Sanders won the primary by a wide margin, but Clinton came out of NH with more delegates. How is this possible? I am only asking about delegates from NH, which went 13-Sanders, 15-Clinton.
Sanders won 13 NH primary delegates and Clinton actually won 9. The extra six for Clinton are “superdelegates” - Democratic party insiders and local officeholders who also get to attend the national convention. Those superdelegates are widely expected to vote for Clinton at the nominating convention, which is why she is being reported as having 15.
The delegates include 6 superdelegates (party insiders) who are not bound by the primary vote.
I wouldn’t be so sure. There was a possibility in 2008 that Clinton would get enough super-delegates to “steal” the nomination from Obama. When they realized that giving Clinton the majority over Obama’s plurality they decided that it would look bad and they gave the nomination to Obama.
Right, delegate and superdelegate counts are constantly in flux as people drop out of the primary race and factions coalesce. There’s no telling what will happen to them a by July, but for now they’re solidly in the Clinton camp.
New Hampshire has eight total superdelegates, two of which are currently undecided.
Surely the same logic would apply, and superdelegates could be expected to ultimately follow primary-earned delegates in all cases?

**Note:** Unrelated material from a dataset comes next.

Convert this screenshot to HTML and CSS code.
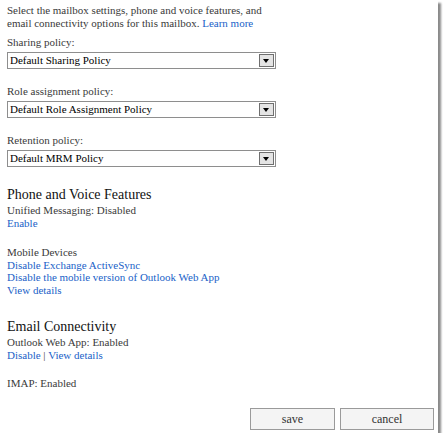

There was talk very early on that this might happen. By June, however, it was clear that Obama would win - he had already clinched more than the 2118 needed to win - and Clinton dropped out of the race. He was not “given” the nomination. He *earned *the nomination by gathering more delegates and superdelegates.
You’re right. I was referring to the time that it was still undecided and the super-delegates confirmed that IF Obama had the plurality they would vote for him rather than Clinton whom they had supported. Sorry if I didn’t make that clear.
Not at all. For example in the Pub race this year, it is very possible that neither Trump, Rubio nor Cruz get a majority of pledged delegates. That could make the super-delegate vote very interesting.
The Republican convention doesn’t really have superdelegates. (They do have three additional delegates appointed per state after the primaries though.)
The Democrats instituted the superdelegate system after the craziness of the 1968 and 1972 conventions, when party elders decided that they wanted more control over the nominating process.
There are already calls for it.
The ‘superdelegates’ are either experienced party insiders or elected officials.
So they are devoted to the party, and electing its’ candidates all up and down the ticket (some of them ARE the candidates down the ticket). Thus they are very concerned about things like ‘electibility’ of the Presidential candidate, their ability to inspire increased voter turnout, and coattails, or their ability to carry over their voters to vote for party candidates lower on the ticket.
Thus these superdelegates often have a broader & more long-term view than many delegates. And since they aren’t chosen as committed to any candidate, they can change their vote as the circumstances change.
So in 2008, many of them were Hillary supporters early on. But as the campaign went on, they saw that Obama was attracting many new, young voters (especially blacks); and that his race did not seem to be as much of an issue as had been expected among older Democratic voters. So many of the superdelegates changed their support during the campaign, and by the Convention pretty much all of them supported Obama.
This time, most superdelegates started out supporting Hillary – they knew her, and she was the only serious candidate at the time. As the Sanders campaign has grown in support, and shown some ability to win votes despite the ‘socialist’ label and the lack of funds, the superdelegates are increasingly seeing that ‘we could have a winnable campaign with either Bernie or Hillary’, and thus they are much more open to moving their support to Bernie if that seems to be the way the public is going. But they are also quite aware that Primary voters/caucusers are NOT the same as General election voters, and that’s what you have to win.
I get all that. But I’m thinking that snubbing a people’s choice is just terrible politics in itself, especially for a “democratic” party. You don’t think it would alienate more people than the marginal “electability” factor of the other candidate could add?
It would, as long as the electability factor of the other candidate is indeed marginal.
“Marginal” in this context refers to the difference between the two.
Mathematically speaking, there are a lot of ways for the will of the electorate at the local level to be different from the state level to be different from the national level.
So if you’re a superdelegate from So Cal, should you follow the will of So Cal primary voters, all California primary voters, or all the national primary voters?
And whichever one of those you follow some folks will argue you followed the wrong one and frustrated the will of the people.
The issue is only (theoretically) relevant if superdelegates go against the national primary winner in sufficient numbers to switch the nomination.
Which I think would tend to hurt their party more than help it.